*Task description:*
From the first line of the data below through the line bearing "1L12 12M12 1L1", reproduce each line exactly; do not include pictures.

*Dataset extract:*
-- begin --

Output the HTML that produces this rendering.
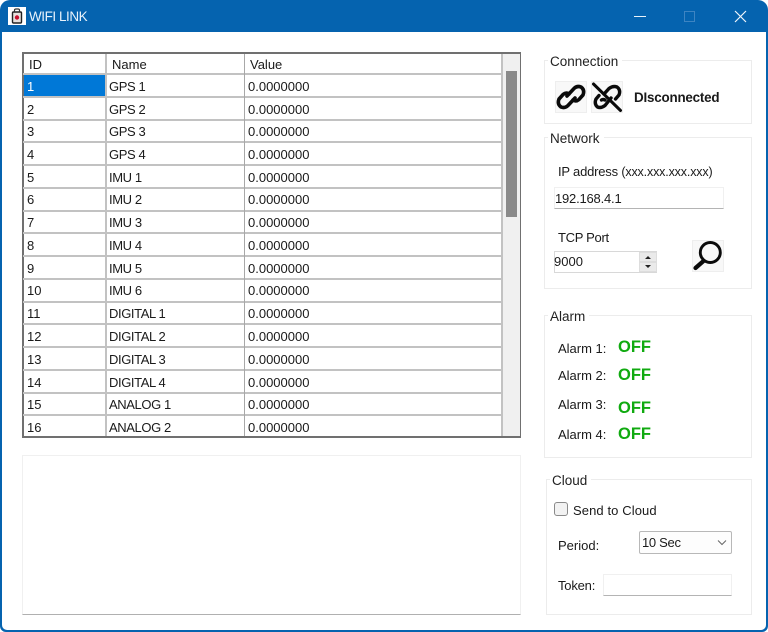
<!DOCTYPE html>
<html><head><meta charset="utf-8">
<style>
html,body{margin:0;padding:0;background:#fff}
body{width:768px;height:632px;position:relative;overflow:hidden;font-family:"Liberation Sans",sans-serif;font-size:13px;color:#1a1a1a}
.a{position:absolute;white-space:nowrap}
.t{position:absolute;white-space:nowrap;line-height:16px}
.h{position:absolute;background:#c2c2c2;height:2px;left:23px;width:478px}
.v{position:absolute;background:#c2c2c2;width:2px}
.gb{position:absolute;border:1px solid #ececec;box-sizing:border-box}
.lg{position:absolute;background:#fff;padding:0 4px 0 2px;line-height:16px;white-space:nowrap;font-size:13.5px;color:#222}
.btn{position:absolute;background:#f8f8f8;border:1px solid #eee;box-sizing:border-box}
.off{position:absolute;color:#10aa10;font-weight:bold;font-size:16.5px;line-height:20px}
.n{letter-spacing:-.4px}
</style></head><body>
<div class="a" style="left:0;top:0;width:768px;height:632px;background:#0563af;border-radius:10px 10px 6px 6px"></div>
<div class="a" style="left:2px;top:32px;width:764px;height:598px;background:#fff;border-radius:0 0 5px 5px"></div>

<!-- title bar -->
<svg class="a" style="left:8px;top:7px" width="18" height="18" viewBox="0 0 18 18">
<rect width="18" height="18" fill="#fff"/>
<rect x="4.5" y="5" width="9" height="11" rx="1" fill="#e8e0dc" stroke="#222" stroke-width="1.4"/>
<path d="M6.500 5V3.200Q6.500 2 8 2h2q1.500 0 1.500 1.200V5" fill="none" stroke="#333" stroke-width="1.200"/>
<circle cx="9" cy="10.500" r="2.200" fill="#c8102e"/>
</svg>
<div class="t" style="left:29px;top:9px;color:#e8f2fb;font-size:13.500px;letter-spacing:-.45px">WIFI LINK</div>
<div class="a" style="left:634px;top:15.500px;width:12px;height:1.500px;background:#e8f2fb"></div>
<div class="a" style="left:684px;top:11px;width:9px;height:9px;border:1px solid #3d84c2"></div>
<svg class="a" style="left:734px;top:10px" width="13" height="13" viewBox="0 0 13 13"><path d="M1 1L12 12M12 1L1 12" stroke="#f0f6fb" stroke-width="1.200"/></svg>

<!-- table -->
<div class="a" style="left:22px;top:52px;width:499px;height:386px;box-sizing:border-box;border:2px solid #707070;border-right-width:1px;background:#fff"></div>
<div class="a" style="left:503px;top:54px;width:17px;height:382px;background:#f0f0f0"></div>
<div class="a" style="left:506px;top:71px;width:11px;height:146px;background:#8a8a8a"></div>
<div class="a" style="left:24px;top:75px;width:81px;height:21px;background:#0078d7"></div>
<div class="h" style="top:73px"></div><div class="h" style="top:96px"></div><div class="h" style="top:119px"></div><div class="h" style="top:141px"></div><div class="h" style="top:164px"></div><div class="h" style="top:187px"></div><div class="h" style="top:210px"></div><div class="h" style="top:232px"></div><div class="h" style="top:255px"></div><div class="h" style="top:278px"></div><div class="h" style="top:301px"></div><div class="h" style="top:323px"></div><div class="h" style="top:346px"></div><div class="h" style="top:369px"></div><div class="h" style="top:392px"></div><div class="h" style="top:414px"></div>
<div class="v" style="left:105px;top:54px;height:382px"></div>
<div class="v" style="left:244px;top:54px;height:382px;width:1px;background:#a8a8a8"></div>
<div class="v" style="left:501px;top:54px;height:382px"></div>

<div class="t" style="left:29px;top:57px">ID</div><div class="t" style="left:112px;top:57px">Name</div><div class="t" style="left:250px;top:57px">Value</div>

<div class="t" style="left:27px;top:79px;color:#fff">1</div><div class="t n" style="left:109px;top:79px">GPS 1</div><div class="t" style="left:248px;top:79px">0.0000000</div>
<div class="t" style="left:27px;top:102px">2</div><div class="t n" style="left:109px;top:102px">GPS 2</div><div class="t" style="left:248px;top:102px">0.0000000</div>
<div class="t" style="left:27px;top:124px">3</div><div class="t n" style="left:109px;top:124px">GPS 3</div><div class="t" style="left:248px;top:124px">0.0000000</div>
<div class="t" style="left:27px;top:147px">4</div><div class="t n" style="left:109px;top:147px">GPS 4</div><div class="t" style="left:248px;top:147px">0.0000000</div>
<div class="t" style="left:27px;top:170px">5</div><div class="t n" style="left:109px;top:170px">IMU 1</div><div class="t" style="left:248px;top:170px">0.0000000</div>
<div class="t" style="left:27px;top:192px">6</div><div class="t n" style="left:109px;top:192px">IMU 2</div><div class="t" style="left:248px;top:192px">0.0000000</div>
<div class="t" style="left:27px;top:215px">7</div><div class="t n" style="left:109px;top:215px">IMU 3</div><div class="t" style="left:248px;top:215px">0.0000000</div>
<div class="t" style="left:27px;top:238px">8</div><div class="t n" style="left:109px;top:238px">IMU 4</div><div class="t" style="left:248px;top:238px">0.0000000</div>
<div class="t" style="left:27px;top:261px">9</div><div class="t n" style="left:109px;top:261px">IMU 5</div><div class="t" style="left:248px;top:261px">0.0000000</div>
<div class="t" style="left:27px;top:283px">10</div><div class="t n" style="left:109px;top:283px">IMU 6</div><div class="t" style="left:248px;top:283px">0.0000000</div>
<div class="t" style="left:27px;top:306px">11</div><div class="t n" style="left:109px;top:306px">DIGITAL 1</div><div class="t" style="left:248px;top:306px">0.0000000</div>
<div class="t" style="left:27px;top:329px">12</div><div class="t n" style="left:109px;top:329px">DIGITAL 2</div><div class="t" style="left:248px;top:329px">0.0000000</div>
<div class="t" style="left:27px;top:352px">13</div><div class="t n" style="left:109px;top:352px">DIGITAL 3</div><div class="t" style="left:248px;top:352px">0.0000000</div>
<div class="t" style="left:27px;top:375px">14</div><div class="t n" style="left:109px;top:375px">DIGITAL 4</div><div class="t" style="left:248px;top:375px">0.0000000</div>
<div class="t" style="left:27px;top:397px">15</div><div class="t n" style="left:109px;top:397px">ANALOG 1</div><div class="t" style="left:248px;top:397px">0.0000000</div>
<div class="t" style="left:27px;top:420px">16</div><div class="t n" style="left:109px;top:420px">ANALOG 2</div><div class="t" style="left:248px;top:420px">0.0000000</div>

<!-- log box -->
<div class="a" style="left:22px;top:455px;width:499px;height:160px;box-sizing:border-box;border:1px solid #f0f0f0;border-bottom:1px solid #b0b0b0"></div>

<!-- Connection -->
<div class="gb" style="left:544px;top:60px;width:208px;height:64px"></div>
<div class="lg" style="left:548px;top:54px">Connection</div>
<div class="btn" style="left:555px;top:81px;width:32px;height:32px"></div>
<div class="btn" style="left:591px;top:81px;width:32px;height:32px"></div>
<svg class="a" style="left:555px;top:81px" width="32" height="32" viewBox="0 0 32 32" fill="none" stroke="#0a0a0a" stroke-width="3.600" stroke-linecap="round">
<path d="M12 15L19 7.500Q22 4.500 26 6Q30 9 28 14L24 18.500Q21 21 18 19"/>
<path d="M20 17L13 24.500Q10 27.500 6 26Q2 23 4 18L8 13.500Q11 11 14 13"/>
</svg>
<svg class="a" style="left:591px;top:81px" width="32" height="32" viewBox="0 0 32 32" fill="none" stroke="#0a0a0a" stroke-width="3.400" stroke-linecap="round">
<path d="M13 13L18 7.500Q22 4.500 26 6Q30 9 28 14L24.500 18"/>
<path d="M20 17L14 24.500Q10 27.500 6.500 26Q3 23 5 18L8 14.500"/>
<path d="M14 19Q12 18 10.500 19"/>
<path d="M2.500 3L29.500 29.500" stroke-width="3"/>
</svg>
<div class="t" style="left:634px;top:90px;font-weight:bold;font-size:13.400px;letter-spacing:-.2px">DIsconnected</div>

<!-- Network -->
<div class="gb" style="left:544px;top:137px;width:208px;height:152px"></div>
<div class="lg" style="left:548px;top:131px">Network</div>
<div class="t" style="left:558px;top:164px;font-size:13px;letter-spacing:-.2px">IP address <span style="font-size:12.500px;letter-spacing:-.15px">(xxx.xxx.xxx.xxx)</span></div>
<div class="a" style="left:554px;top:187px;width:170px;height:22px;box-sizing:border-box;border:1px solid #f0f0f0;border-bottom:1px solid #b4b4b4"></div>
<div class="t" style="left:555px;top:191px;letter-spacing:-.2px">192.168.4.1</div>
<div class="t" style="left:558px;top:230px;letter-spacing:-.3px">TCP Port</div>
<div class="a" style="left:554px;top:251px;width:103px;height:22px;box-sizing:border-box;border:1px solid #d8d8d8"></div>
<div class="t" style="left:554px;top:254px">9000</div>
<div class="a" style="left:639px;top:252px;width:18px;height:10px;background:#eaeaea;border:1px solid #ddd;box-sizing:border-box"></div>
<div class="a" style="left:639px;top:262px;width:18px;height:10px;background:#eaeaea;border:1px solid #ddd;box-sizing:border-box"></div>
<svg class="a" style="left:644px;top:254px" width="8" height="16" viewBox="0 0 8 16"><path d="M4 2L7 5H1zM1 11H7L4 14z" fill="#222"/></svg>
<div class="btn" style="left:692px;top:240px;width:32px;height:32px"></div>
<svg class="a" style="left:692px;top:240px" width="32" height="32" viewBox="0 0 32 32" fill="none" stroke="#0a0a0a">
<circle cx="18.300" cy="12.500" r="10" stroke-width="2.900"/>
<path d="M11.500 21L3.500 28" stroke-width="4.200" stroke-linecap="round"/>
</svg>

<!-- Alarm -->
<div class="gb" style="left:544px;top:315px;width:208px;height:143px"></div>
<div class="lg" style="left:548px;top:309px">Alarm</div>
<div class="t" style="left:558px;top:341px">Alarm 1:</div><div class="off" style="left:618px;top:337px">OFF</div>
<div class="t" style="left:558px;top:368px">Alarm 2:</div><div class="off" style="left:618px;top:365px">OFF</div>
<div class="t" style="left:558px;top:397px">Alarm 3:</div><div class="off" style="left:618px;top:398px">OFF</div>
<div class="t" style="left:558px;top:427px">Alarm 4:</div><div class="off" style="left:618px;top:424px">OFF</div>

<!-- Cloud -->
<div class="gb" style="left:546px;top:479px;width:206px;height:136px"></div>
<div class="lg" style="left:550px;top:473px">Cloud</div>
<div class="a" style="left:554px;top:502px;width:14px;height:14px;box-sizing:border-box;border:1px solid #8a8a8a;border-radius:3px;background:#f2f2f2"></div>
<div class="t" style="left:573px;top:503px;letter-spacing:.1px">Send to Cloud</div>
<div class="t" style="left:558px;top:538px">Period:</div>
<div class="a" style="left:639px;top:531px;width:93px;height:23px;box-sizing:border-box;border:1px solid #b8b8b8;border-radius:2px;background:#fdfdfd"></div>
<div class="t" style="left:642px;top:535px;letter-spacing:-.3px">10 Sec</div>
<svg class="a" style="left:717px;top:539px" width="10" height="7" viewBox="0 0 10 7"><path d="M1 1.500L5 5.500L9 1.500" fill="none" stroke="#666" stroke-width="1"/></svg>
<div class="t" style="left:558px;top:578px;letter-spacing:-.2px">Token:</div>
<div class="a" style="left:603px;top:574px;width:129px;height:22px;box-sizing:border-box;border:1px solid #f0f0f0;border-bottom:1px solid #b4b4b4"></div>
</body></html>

-- end --

*Finished exercise:*
Output the HTML that produces this rendering.
<!DOCTYPE html>
<html><head><meta charset="utf-8">
<style>
html,body{margin:0;padding:0;background:#fff}
body{width:768px;height:632px;position:relative;overflow:hidden;font-family:"Liberation Sans",sans-serif;font-size:13px;color:#1a1a1a}
.a{position:absolute;white-space:nowrap}
.t{position:absolute;white-space:nowrap;line-height:16px}
.h{position:absolute;background:#c2c2c2;height:2px;left:23px;width:478px}
.v{position:absolute;background:#c2c2c2;width:2px}
.gb{position:absolute;border:1px solid #ececec;box-sizing:border-box}
.lg{position:absolute;background:#fff;padding:0 4px 0 2px;line-height:16px;white-space:nowrap;font-size:13.5px;color:#222}
.btn{position:absolute;background:#f8f8f8;border:1px solid #eee;box-sizing:border-box}
.off{position:absolute;color:#10aa10;font-weight:bold;font-size:16.5px;line-height:20px}
.n{letter-spacing:-.4px}
</style></head><body>
<div class="a" style="left:0;top:0;width:768px;height:632px;background:#0563af;border-radius:10px 10px 6px 6px"></div>
<div class="a" style="left:2px;top:32px;width:764px;height:598px;background:#fff;border-radius:0 0 5px 5px"></div>

<!-- title bar -->
<svg class="a" style="left:8px;top:7px" width="18" height="18" viewBox="0 0 18 18">
<rect width="18" height="18" fill="#fff"/>
<rect x="4.5" y="5" width="9" height="11" rx="1" fill="#e8e0dc" stroke="#222" stroke-width="1.4"/>
<path d="M6.500 5V3.200Q6.500 2 8 2h2q1.500 0 1.500 1.200V5" fill="none" stroke="#333" stroke-width="1.200"/>
<circle cx="9" cy="10.500" r="2.200" fill="#c8102e"/>
</svg>
<div class="t" style="left:29px;top:9px;color:#e8f2fb;font-size:13.500px;letter-spacing:-.45px">WIFI LINK</div>
<div class="a" style="left:634px;top:15.500px;width:12px;height:1.500px;background:#e8f2fb"></div>
<div class="a" style="left:684px;top:11px;width:9px;height:9px;border:1px solid #3d84c2"></div>
<svg class="a" style="left:734px;top:10px" width="13" height="13" viewBox="0 0 13 13"><path d="M1 1L12 12M12 1L1 12" stroke="#f0f6fb" stroke-width="1.200"/></svg>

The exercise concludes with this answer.